Prof Teresa Fernandes

Kevin 2

Kevin's project: Understanding the biology of Cancer pagurus in relation to fisheries and human impact

Cancer pagurus, commonly known as the European Edible crab or Brown crab, is an important crustacean to the global fishing industry and is one of the most important commercial species in the UK.  I 2012 10,900 tonnes were landed into Scotland by UK boats worth £13.2million.  Despite their importance there are still large gaps in our understanding of their biology and ecology.

Recent studies have shown that mature female edible crabs have specific chosen sites for egg laying and undergo annual migrations along specific routes for larval dispersal.  This information will be used with behavioural ecology work to determine of these areas could be at risk  from future offshore and inshore developments and to try to obtain a better understanding of the larval stage of this species to to aid in management schemes and fisheries data.

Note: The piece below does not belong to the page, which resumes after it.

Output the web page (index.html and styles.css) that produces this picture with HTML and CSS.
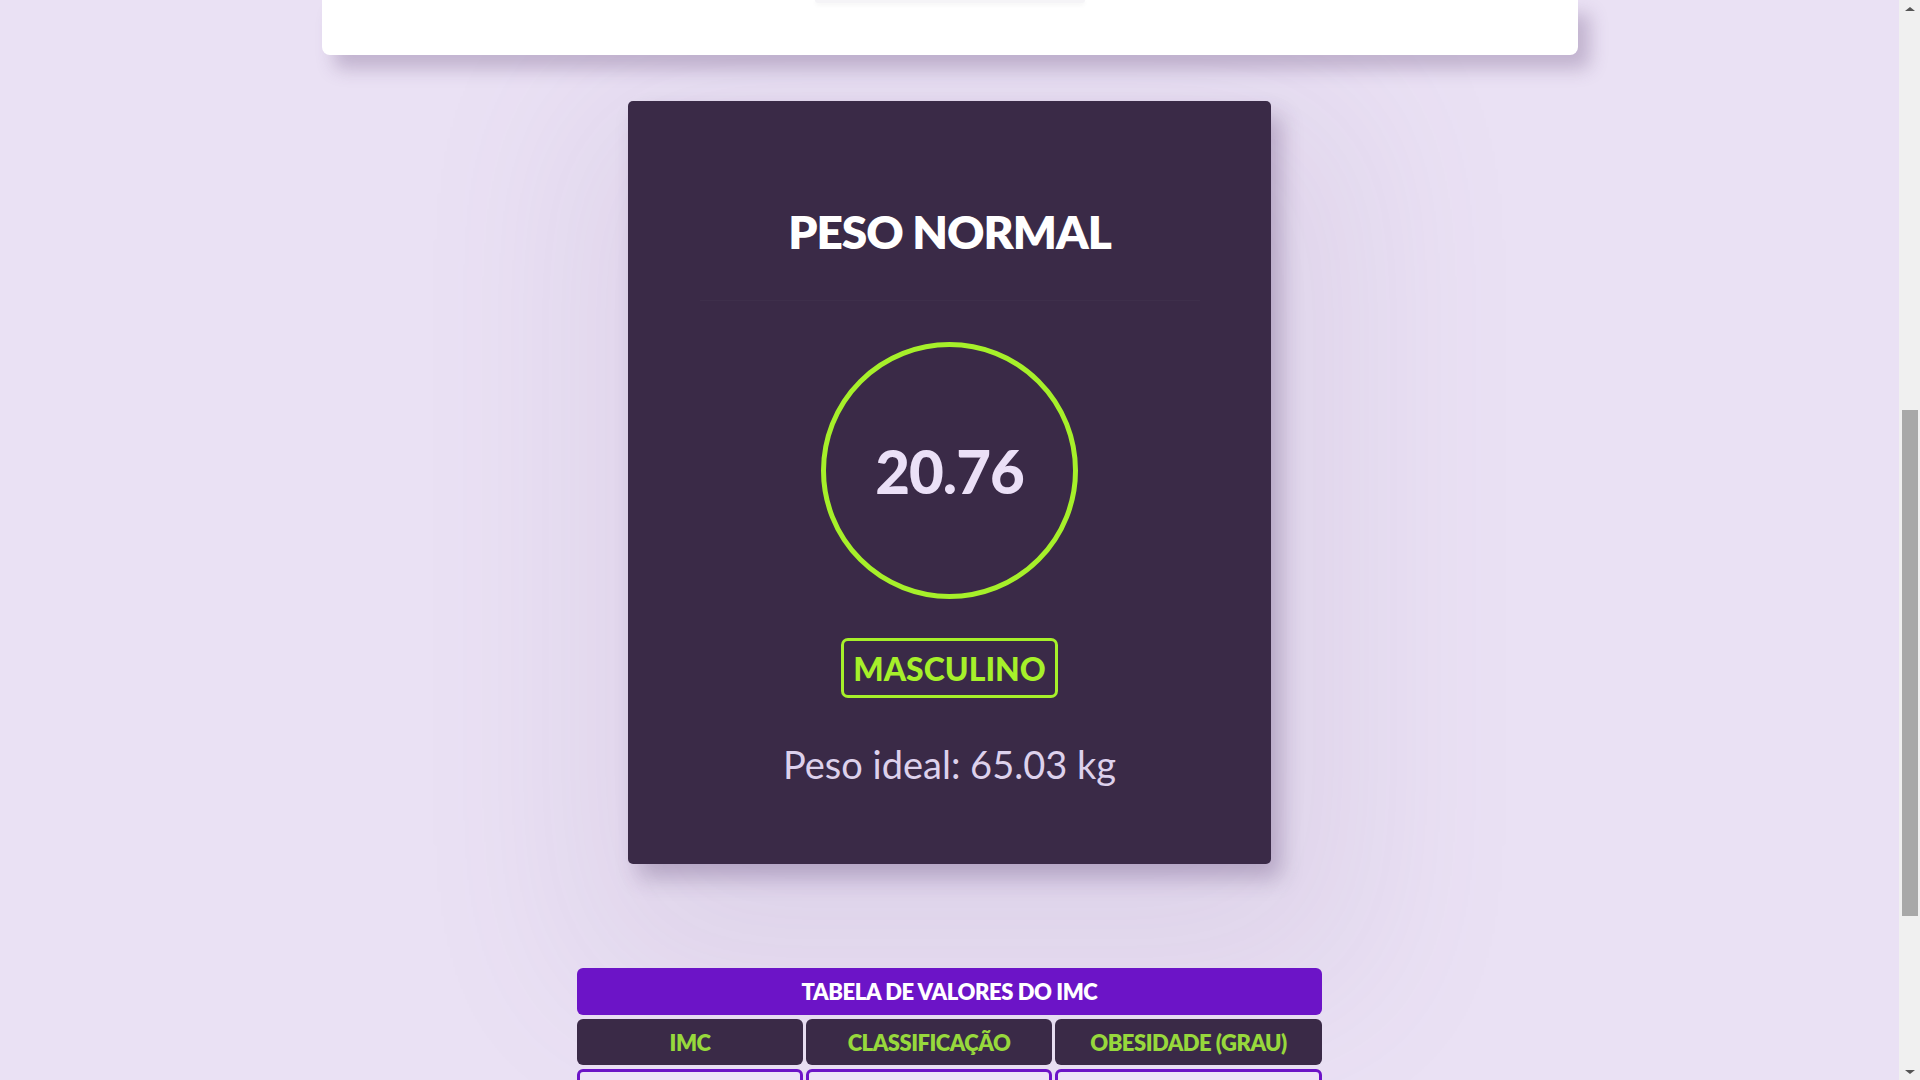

Information on the effect of both fisheries and other human impacts on this species is scarce.  This work hopes to provide a clearer picture on what effect these different factors are having on a behavioural and physiological level to this important species and its life-cycle.

Project's main objectives:

  1. Conduct experimental exposures to determine the effects of electromagnetic fields, underwater noise and various environmental conditions on the different life stages of the edible crab.
  2. Gain an understanding of population dynamics and map migration patterns to aid in fisheries data and to determine if these sites are at risk by current/future offshore renewables.
  3. To further our understanding of different behaviours, including mating and competition, and diseases that affect this species.

Research will be undeertaken at both St Abbs Marine Station and Heriot-Watt University.